Filling in the Blanks: Augmenting Survey Data Imputation with External Data and Rubin's SIR Algorithm
Conference
65th ISI World Statistics Congress 2025
Format: CPS Abstract - WSC 2025
Keywords: external_data, income_data, multiple imputation by chained equations, sampling/importance_resampling_algorithm
Session: CPS 28 - Nonresponse Bias and Missing Data in Surveys
Wednesday 8 October 4 p.m. - 5 p.m. (Europe/Amsterdam)
Abstract
Authors: Char Hilgers and Sabine Zinn
Multiple imputation of missing values in survey data analysis is a state-of-the-art technique. Typically, methods like multivariate imputation by chained equations (mice, van Buuren 2018) are employed, replacing missing values on a variable-by-variable basis. Generally, the information used for imputation comes from the survey dataset being analysed. Valid analysis results are achieved when the missing values are either missing completely at random (MCAR) or missing at random (MAR). However, the situation becomes more complex if the values are missing not at random (MNAR).
There are some approaches to dealing with this issue. One approach incorporates sensitivity analyses into the imputation, i.e. making the imputation as robust as possible. Alternatively, the data set to be imputed can be enriched with further information, so that an MNAR mechanism becomes MAR, and thus the imputation and analysis of the imputed data can be valid. The advantages of this approach are clear, but often the full range of variables of the data set is already included in the imputation, and still the suspicion of MNAR remains.
We present a new method that integrates external data into the mice imputation process to reduce the risk of MNAR and better justify the assumption of a MAR mechanism.

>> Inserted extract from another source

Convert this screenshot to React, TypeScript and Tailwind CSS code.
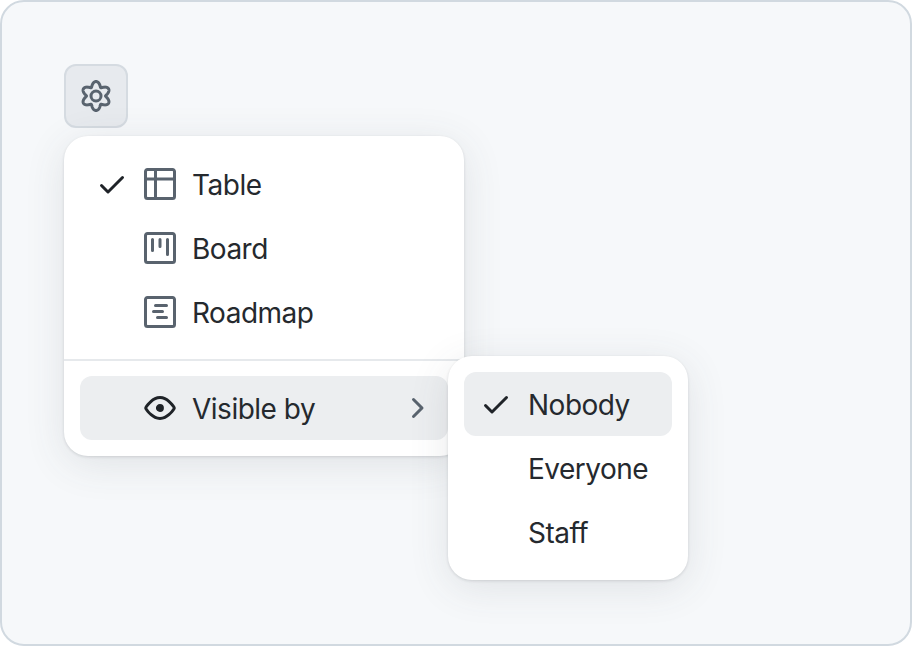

Specifically, we integrate Rubin's SIR (Sampling/Importance Resampling) algorithm (Rubin 1987) into the mice framework to incorporate external distribution information for the variable of interest. Importance ratios, derived from the differences between the external distribution and the survey data's estimated distribution, guide the selection of replacement values for missing data. We also provide an estimate of uncertainty introduced by the method. In addition to using an external distribution, this method allows the use of imputed data for the same variable from another survey dataset, making it powerful enough to inform the imputation in one dataset through another. For this to work, besides the variable of interest, there must be a sufficient overlap of other variables measured in the same way.
We demonstrate the effectiveness of our new approach with a simulation example, involving the imputation of a typical income variable. Additionally, we apply this method to two datasets from the German Socio-Economic Panel Study (SOEP), where the multiply imputed income variable from one dataset is used to inform the imputation in the other.
References
(i) Rubin, D. B. (1987). The calculation of posterior distributions by data augmentation: Comment: A noniterative sampling/importance resampling alternative to the data augmentation algorithm for creating a few imputations when fractions of missing information are modest: The SIR algorithm. Journal of the American Statistical Association, 82(398), 543-546.
(ii) Van Buuren, S. (2018). Flexible imputation of missing data. CRC press.